Written by Ben Kaplan

In 1977, the Toronto Blue Jays officially became the ninth expansion team to join Major League Baseball. The team didn’t thrive.

Needing a hit, in 1982, Paul Beeston, then the general manager of the Jays, thought his brand needed a theme song. Beeston called songwriter and ad guy Jack Lenz to work his magic — which would later become OK Blue Jays

The song was released in 1983 and received a boom in sales when the Jays went to the World Series in 1992 and 1993. The team is now in the World Series again, for the first time in 32 years.

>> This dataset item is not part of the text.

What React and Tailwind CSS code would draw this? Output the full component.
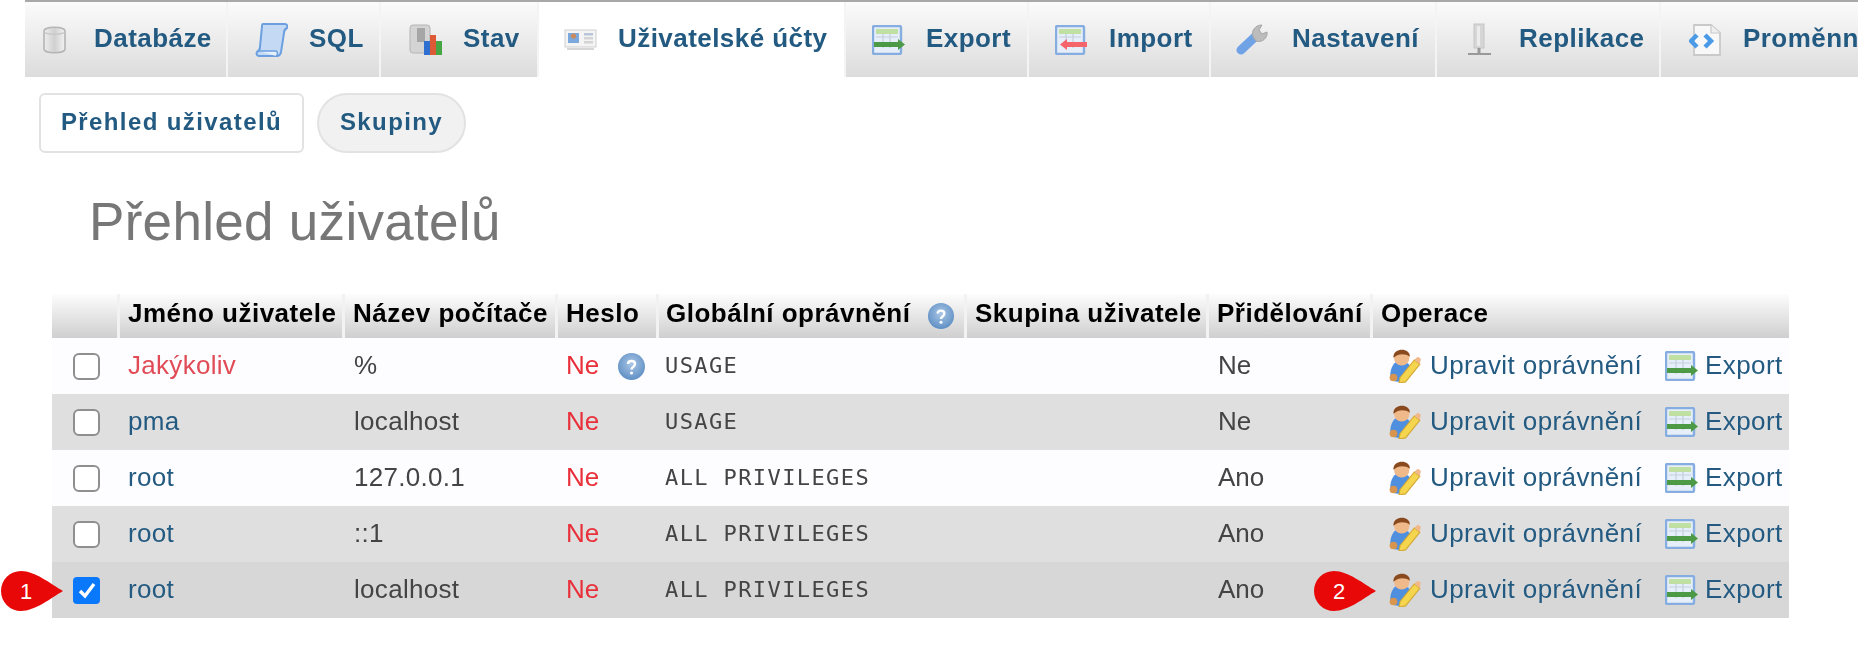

Read on for a conversation between the songwriters and producers of OK Blue Jays and how the enduring rallying song came together.  

The starting lineup:

Lenz: Paul [Beeston] had a very big cigar. It seemed like he’d be better suited for the New York Yankees than the Toronto Blue Jays, except he had reasonable expectations. He said, "‘Look, we’re an expansion team, we can’t promise too much — if you want to say, 'We’re OK,’ that’s good.’"

Hampshire: The Blue Jays were floundering. They weren’t generating too much attention. We knew what we were there for: they were trying to generate some interest.

Kosinec: OK Blue Jays was an advertising line that they gave us, so we took it and turned it into a call-and-recall kind of chant. When we heard it, it sounded really stupid and goofy — it was perfect — just like sitting there and watching a ball game on a summer afternoon.  

Lenz: We thought it was great because "OK" rhymes with Blue Jays. 

Kosinec: It has sort of that heavy 2/4 feel, which was a '80s thing. But it’s a tongue-and-cheek genre. Randy Newman did it more than anybody, and it feels like a throwback to the '30s and '40s.